▶ **Requirement**
Nothing but the lines from the line that contains "Write the Vue 3 code for this screenshot." through the line that contains "const selection = ref('Air" should appear in the output, each reproduced exactly.

▶ **Records for this task**
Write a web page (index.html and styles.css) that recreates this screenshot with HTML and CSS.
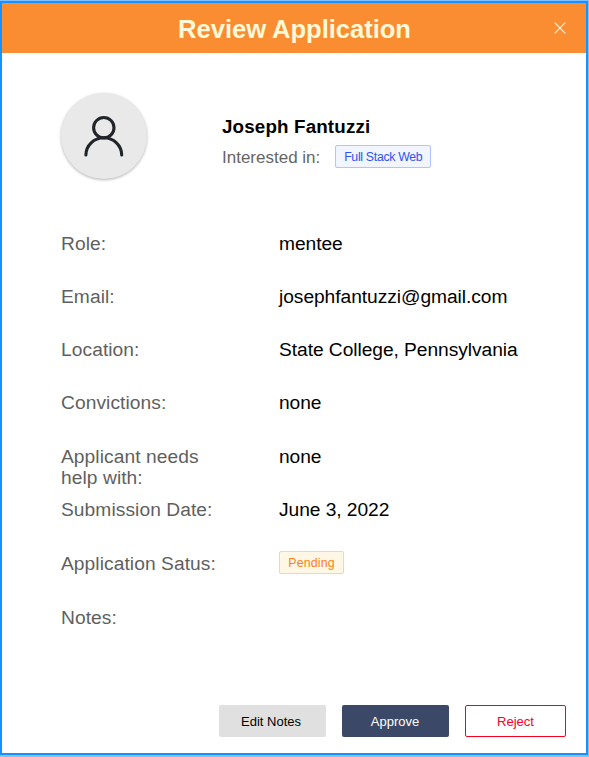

--

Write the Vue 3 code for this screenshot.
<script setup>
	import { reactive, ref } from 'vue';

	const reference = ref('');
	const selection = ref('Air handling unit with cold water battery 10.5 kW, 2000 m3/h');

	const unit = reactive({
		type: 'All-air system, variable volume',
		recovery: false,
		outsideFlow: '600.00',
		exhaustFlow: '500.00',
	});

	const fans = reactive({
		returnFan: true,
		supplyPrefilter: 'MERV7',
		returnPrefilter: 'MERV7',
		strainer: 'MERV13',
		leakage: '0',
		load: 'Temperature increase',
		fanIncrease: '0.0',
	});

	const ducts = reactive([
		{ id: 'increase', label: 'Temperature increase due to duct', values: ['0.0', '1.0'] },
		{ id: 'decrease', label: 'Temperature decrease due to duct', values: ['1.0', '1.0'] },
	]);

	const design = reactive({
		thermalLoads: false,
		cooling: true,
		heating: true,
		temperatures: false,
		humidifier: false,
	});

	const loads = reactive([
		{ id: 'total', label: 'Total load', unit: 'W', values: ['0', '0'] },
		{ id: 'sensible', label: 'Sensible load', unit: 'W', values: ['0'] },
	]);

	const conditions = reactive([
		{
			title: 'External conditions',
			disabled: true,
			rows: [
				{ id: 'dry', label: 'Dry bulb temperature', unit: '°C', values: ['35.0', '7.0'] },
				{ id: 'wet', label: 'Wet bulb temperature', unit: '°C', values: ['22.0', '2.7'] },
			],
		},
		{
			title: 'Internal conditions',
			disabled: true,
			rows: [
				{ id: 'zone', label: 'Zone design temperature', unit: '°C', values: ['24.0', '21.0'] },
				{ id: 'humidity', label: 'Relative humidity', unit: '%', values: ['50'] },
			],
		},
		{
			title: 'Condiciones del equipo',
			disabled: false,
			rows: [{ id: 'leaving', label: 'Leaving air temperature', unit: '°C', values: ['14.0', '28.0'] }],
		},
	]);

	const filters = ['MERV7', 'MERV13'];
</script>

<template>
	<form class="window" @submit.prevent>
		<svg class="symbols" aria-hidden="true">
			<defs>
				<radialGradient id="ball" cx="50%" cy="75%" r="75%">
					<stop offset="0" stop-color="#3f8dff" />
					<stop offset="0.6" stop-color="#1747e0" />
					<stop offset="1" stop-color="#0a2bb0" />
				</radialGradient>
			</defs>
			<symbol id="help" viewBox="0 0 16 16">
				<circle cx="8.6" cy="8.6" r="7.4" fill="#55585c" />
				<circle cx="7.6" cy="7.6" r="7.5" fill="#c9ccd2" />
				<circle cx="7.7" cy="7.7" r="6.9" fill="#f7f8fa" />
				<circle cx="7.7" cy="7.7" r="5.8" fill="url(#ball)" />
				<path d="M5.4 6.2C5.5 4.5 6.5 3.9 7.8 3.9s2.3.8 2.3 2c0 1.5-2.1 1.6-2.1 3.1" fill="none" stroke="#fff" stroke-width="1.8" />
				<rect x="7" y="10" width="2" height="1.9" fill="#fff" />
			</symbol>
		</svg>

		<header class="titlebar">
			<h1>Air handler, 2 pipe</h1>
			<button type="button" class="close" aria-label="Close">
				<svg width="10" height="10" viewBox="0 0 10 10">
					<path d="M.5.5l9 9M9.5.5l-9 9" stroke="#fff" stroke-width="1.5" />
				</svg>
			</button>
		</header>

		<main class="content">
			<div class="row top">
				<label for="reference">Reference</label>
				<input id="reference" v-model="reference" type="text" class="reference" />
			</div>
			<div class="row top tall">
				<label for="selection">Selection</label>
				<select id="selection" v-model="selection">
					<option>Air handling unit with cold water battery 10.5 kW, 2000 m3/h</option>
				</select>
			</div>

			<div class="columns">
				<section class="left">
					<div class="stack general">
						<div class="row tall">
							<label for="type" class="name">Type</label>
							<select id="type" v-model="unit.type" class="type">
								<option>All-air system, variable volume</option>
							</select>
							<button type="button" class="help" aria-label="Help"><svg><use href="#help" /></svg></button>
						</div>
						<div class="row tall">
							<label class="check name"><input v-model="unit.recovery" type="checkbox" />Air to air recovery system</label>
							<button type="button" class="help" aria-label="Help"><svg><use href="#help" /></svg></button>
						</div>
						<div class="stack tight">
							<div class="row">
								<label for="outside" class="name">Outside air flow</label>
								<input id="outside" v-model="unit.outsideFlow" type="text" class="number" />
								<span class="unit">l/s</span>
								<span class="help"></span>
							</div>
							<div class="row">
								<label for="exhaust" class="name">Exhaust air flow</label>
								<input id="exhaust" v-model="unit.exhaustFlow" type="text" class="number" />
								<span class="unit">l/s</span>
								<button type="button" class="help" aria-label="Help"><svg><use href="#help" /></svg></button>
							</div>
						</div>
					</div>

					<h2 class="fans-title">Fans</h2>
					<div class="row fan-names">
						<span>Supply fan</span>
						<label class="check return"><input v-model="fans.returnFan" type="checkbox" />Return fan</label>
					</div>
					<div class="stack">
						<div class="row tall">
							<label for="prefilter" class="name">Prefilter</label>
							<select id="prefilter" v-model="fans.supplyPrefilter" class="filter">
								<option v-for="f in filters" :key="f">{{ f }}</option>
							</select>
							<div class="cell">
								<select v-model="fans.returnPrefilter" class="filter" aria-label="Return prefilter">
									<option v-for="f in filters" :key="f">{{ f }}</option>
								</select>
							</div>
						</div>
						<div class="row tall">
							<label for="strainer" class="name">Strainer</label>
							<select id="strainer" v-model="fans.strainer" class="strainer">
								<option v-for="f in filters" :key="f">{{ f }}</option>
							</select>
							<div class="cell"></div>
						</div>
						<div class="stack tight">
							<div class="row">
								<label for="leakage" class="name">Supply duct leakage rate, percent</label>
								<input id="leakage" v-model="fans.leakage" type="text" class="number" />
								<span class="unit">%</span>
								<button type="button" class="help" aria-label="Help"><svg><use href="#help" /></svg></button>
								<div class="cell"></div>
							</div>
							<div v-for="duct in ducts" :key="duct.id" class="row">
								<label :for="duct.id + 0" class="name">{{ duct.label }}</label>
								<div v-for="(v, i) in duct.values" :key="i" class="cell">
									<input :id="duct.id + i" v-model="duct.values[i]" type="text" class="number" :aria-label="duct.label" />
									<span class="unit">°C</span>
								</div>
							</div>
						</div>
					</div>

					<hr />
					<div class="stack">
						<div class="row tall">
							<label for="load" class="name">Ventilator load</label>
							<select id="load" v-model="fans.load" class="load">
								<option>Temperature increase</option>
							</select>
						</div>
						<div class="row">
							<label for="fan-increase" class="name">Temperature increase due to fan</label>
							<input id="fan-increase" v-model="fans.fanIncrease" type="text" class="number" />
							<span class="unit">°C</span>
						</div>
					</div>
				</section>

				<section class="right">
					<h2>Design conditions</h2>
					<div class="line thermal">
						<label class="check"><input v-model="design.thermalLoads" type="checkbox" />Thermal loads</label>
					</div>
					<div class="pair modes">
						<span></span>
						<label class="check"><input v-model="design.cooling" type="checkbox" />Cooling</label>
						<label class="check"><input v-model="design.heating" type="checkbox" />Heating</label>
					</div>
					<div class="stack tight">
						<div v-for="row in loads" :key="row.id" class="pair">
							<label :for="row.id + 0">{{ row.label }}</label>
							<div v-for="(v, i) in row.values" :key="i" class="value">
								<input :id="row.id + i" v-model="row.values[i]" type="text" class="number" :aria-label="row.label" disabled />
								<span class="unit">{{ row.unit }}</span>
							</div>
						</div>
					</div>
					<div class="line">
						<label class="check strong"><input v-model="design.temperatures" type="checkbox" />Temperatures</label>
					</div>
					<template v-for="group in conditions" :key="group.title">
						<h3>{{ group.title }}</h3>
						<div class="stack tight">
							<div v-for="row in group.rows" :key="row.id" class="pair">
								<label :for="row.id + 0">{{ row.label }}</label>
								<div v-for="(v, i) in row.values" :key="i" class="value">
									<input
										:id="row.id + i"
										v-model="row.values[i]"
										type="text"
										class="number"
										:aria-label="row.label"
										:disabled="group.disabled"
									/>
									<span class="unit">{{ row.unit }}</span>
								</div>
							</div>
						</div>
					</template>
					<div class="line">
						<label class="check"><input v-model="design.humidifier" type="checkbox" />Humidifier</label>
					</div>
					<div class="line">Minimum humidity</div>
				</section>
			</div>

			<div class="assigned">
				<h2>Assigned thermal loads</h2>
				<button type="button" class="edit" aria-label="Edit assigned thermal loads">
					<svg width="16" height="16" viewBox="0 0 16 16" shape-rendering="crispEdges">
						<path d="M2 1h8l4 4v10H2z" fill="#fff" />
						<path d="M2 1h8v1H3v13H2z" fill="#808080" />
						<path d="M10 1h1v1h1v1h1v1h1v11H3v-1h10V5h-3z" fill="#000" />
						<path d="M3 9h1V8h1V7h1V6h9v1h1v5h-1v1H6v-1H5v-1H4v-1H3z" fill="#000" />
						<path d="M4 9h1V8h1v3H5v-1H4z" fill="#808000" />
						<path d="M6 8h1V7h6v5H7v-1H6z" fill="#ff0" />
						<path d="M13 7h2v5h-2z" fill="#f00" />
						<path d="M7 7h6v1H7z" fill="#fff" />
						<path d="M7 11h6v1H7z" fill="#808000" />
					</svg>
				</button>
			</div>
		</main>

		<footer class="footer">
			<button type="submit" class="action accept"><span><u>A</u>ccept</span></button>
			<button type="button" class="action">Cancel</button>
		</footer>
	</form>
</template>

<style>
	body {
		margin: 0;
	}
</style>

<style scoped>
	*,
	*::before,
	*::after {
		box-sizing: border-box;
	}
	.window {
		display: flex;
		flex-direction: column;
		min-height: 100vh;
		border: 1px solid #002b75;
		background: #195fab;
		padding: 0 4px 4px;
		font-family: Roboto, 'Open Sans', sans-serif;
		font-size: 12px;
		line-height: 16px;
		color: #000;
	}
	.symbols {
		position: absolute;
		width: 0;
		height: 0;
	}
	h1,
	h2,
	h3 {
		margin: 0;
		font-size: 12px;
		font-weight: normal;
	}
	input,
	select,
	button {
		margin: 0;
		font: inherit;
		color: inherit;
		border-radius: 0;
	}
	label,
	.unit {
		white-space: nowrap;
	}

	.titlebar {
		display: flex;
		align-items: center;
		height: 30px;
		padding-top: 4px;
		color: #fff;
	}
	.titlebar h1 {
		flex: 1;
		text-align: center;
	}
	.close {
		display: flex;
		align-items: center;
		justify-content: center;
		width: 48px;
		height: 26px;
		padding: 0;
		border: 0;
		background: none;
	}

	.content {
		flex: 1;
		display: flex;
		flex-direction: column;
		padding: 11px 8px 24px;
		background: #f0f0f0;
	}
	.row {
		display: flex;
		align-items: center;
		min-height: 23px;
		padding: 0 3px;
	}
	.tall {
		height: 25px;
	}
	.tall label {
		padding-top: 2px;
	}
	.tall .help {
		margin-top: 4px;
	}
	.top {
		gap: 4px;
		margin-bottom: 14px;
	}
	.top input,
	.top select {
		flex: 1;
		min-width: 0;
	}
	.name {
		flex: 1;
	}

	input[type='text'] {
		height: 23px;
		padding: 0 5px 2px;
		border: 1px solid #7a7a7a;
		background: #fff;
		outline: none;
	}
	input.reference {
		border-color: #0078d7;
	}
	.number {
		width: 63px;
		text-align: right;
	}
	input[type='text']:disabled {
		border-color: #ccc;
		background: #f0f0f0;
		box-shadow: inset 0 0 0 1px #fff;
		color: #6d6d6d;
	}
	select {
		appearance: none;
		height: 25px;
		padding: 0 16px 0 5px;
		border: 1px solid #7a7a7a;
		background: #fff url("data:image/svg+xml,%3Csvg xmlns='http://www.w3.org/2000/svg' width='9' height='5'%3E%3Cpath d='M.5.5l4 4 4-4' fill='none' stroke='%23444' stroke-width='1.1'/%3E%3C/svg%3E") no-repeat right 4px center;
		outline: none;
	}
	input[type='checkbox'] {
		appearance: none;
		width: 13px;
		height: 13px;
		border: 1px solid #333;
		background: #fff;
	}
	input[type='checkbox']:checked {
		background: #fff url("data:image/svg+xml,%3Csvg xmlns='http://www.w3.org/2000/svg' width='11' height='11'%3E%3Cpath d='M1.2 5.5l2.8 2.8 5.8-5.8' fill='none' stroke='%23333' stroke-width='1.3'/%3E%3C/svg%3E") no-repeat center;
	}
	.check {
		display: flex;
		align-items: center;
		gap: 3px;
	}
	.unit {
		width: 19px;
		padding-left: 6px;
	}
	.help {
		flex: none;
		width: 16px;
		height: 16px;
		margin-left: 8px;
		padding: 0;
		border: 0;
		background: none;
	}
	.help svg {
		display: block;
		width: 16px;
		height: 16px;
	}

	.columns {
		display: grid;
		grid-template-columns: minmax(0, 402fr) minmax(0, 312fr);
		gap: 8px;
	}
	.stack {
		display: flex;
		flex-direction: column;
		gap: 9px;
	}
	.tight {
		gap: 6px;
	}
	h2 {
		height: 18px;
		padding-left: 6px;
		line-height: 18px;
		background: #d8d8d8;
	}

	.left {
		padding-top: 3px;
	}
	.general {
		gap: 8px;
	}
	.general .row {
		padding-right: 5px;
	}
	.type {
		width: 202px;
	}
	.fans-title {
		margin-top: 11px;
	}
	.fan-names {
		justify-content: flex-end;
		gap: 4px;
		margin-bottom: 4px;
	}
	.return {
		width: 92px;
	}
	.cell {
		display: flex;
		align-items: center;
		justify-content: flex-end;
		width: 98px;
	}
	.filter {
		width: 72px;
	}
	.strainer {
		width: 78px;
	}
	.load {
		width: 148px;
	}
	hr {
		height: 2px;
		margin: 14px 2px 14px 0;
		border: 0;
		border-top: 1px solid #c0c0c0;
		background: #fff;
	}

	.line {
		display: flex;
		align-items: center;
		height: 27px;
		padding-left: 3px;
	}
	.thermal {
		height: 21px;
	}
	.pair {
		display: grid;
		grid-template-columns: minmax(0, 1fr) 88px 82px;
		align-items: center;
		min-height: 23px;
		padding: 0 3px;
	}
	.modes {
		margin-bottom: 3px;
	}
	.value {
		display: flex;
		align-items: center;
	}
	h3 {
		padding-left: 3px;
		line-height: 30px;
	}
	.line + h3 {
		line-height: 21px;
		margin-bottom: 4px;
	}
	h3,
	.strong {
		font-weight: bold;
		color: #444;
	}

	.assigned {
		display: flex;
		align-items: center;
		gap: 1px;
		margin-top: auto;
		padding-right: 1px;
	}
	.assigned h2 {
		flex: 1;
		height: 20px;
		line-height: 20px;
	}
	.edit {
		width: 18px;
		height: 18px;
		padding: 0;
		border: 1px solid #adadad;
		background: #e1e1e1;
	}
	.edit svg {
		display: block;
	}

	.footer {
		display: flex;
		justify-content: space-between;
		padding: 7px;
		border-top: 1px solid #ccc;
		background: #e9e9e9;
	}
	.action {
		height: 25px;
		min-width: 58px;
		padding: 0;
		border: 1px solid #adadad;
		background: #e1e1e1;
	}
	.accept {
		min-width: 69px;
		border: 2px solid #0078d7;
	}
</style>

▶ **Exercise response**
Write the Vue 3 code for this screenshot.
<script setup>
	import { reactive, ref } from 'vue';

	const reference = ref('');
	const selection = ref('Air handling unit with cold water battery 10.5 kW, 2000 m3/h');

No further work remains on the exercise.